Navigating the Worlds of John Ruganda’s "The Burdens" and "Black Mamba"
Keywords:
Worlds,, Dramatis Persona, Actuality, Performer, Spectator, RepresentationAbstract
Elam contends that the world of drama is constructed relative to the world of actuality, which the performer and spectator of drama inhabit. He says the dramatic world “is a spatio-temporal elsewhere represented as though actually present for the audience” but it is counterfactual; not real or factual (Elam, 1987, p.99). The interpretation of the dramatic world, therefore, is based on the conventionality of the world of actuality. This is to say that we access the world of drama from the position of the world of actuality. “The spectator assumes that the represented world, unless otherwise indicated, will obey the logical and physical laws of his own world,” (p. 104).
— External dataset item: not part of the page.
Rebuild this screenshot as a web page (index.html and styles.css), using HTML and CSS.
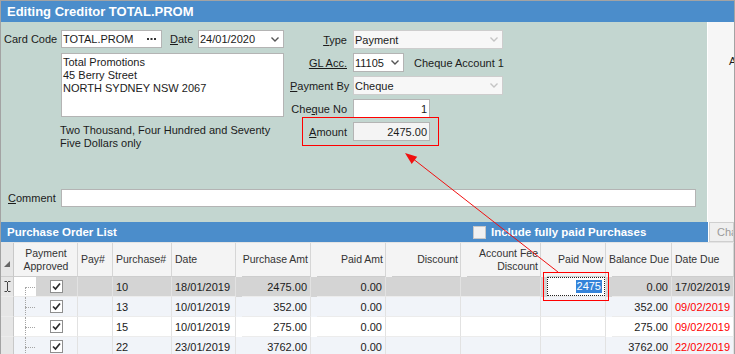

The spectator, it is assumed, enjoys a shared semantic and cultural context with the dramatis personae of the dramatic world. This obtains because the semantic and cultural interactions that are observed in the dramatic world are modeled on those of the world of actuality. It is this shsred cultural awareness and socialization of the individual that enable the spectator to fill in the gaps that exist in the world of drama in order to make the same world complete and meaningful. This paper explores how past experiences of characters in John Ruganda’s plays, The Burdens and Black Mamba,bring into perspective the bearing their past has on their present and future.